The distribution network operated by Umeme comprises among others, 60 substations, 15-switch stations, 32,794 of low voltage lines, 18,756km of medium voltage lines, and 19,319 distribution transformers. Add to the mix non-network assets like 22 office buildings, 10 Very High Frequency (VHF) sites, and eight pieces of open land. 

The UEDCL’s assessment maintains there is no doubt that between 2005 and 2024, there has been a remarkable growth in the distribution network operated by Umeme Ltd. 
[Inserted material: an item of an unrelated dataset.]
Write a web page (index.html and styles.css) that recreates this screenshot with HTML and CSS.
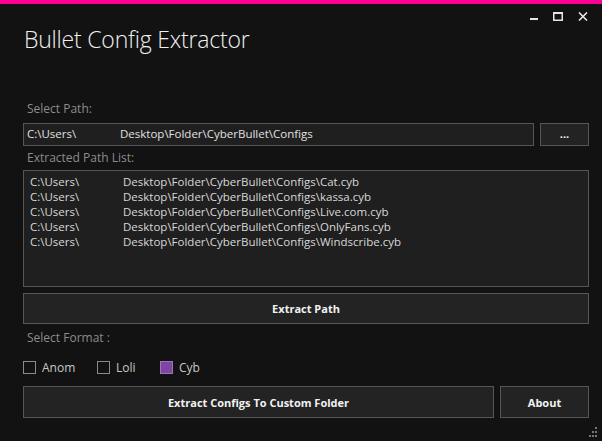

However, a number of infrastructure, including substations Bubulo in Manafwa District, have obsolete transformers that require replacement. 

POWER BLACKOUTS

With only days to the handover, power outages that started in late 2022 when the decision was made not to renew nor renegotiate Umeme’s concession have surged across the country. During the early days of the outages, some quarters of the public alluded to sabotage. But in recent days, officials have attributed the episodes to system overload, derelict transformers and substations, and broken distribution lines in Mityana, Luweero, Kawanda-Masaka lines, and elsewhere. For instance, the power outages in the Munyonyo-Ggaba areas last week were attributed to system overload—many users on the network. 

Officials then attempted to temporarily redirect the load to the Mutundwe–Entebbe line as they urgently rehabilitated the Ggaba substation, only to nearly crash the Mutundwe substation due to excessive load.